* _EXERCISE REQUIREMENTS_: Set down the full listing exactly as given. Any pictures are to be left out.

* _SOURCE EXCERPT_:
-------
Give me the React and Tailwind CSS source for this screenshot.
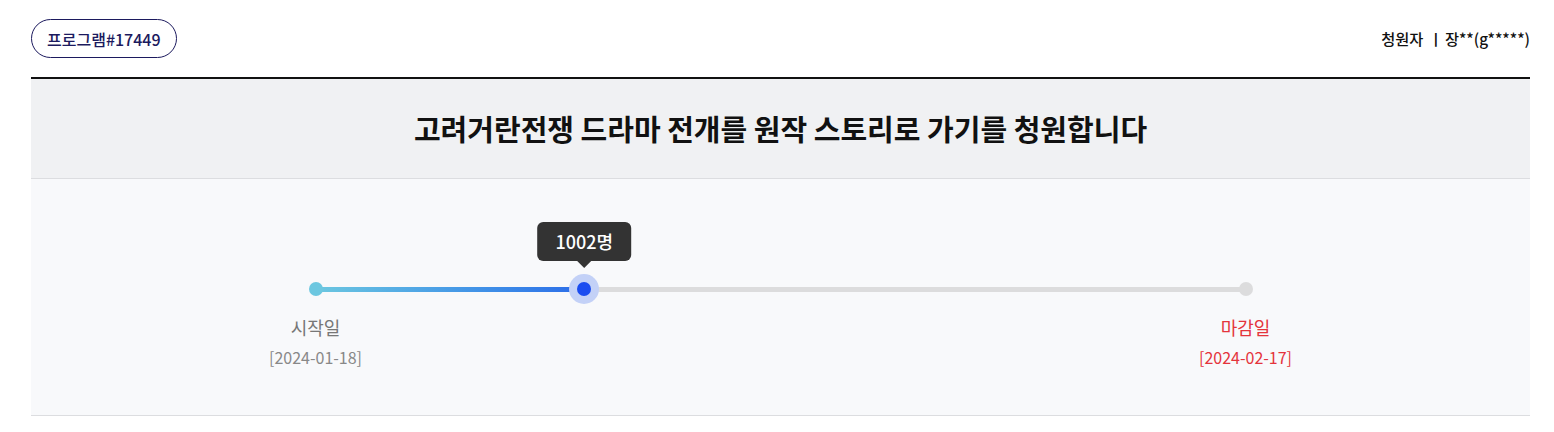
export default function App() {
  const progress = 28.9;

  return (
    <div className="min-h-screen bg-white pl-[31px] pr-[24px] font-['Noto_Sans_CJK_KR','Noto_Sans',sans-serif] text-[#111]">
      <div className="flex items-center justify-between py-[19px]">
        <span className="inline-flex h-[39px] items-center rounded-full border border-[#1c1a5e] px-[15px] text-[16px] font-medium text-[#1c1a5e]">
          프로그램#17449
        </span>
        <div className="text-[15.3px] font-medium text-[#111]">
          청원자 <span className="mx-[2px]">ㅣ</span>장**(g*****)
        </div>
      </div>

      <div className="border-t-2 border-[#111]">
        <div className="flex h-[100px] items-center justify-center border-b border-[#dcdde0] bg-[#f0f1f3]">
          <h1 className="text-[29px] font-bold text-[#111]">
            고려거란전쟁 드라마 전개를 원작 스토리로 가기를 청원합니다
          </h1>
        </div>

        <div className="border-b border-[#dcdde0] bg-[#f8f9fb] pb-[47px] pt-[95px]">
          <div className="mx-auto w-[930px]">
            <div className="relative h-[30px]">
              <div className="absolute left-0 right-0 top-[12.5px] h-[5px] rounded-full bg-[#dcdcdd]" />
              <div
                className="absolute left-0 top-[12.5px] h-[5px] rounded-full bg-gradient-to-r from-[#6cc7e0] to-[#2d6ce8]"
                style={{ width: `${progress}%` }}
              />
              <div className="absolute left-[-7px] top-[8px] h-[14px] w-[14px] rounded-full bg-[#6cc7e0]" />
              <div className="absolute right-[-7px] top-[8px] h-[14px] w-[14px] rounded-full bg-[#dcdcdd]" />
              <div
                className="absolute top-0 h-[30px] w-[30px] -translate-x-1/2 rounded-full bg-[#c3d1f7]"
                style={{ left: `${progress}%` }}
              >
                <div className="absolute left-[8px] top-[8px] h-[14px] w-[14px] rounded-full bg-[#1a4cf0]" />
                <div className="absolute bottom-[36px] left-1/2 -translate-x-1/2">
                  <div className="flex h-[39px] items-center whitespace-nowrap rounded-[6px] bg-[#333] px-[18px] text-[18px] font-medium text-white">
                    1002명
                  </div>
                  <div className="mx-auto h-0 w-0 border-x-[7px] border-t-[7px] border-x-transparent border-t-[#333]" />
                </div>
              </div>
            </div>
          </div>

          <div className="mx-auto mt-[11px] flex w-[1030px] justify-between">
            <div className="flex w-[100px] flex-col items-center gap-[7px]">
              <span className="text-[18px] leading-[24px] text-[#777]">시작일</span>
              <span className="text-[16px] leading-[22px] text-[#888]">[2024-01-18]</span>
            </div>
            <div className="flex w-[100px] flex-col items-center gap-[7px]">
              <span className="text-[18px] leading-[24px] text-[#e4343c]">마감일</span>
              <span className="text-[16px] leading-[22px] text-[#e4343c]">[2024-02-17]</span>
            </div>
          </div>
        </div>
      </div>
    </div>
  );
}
-------
* _SOLVED EXERCISE_:
Give me the React and Tailwind CSS source for this screenshot.
export default function App() {
  const progress = 28.9;

  return (
    <div className="min-h-screen bg-white pl-[31px] pr-[24px] font-['Noto_Sans_CJK_KR','Noto_Sans',sans-serif] text-[#111]">
      <div className="flex items-center justify-between py-[19px]">
        <span className="inline-flex h-[39px] items-center rounded-full border border-[#1c1a5e] px-[15px] text-[16px] font-medium text-[#1c1a5e]">
          프로그램#17449
        </span>
        <div className="text-[15.3px] font-medium text-[#111]">
          청원자 <span className="mx-[2px]">ㅣ</span>장**(g*****)
        </div>
      </div>

      <div className="border-t-2 border-[#111]">
        <div className="flex h-[100px] items-center justify-center border-b border-[#dcdde0] bg-[#f0f1f3]">
          <h1 className="text-[29px] font-bold text-[#111]">
            고려거란전쟁 드라마 전개를 원작 스토리로 가기를 청원합니다
          </h1>
        </div>

        <div className="border-b border-[#dcdde0] bg-[#f8f9fb] pb-[47px] pt-[95px]">
          <div className="mx-auto w-[930px]">
            <div className="relative h-[30px]">
              <div className="absolute left-0 right-0 top-[12.5px] h-[5px] rounded-full bg-[#dcdcdd]" />
              <div
                className="absolute left-0 top-[12.5px] h-[5px] rounded-full bg-gradient-to-r from-[#6cc7e0] to-[#2d6ce8]"
                style={{ width: `${progress}%` }}
              />
              <div className="absolute left-[-7px] top-[8px] h-[14px] w-[14px] rounded-full bg-[#6cc7e0]" />
              <div className="absolute right-[-7px] top-[8px] h-[14px] w-[14px] rounded-full bg-[#dcdcdd]" />
              <div
                className="absolute top-0 h-[30px] w-[30px] -translate-x-1/2 rounded-full bg-[#c3d1f7]"
                style={{ left: `${progress}%` }}
              >
                <div className="absolute left-[8px] top-[8px] h-[14px] w-[14px] rounded-full bg-[#1a4cf0]" />
                <div className="absolute bottom-[36px] left-1/2 -translate-x-1/2">
                  <div className="flex h-[39px] items-center whitespace-nowrap rounded-[6px] bg-[#333] px-[18px] text-[18px] font-medium text-white">
                    1002명
                  </div>
                  <div className="mx-auto h-0 w-0 border-x-[7px] border-t-[7px] border-x-transparent border-t-[#333]" />
                </div>
              </div>
            </div>
          </div>

          <div className="mx-auto mt-[11px] flex w-[1030px] justify-between">
            <div className="flex w-[100px] flex-col items-center gap-[7px]">
              <span className="text-[18px] leading-[24px] text-[#777]">시작일</span>
              <span className="text-[16px] leading-[22px] text-[#888]">[2024-01-18]</span>
            </div>
            <div className="flex w-[100px] flex-col items-center gap-[7px]">
              <span className="text-[18px] leading-[24px] text-[#e4343c]">마감일</span>
              <span className="text-[16px] leading-[22px] text-[#e4343c]">[2024-02-17]</span>
            </div>
          </div>
        </div>
      </div>
    </div>
  );
}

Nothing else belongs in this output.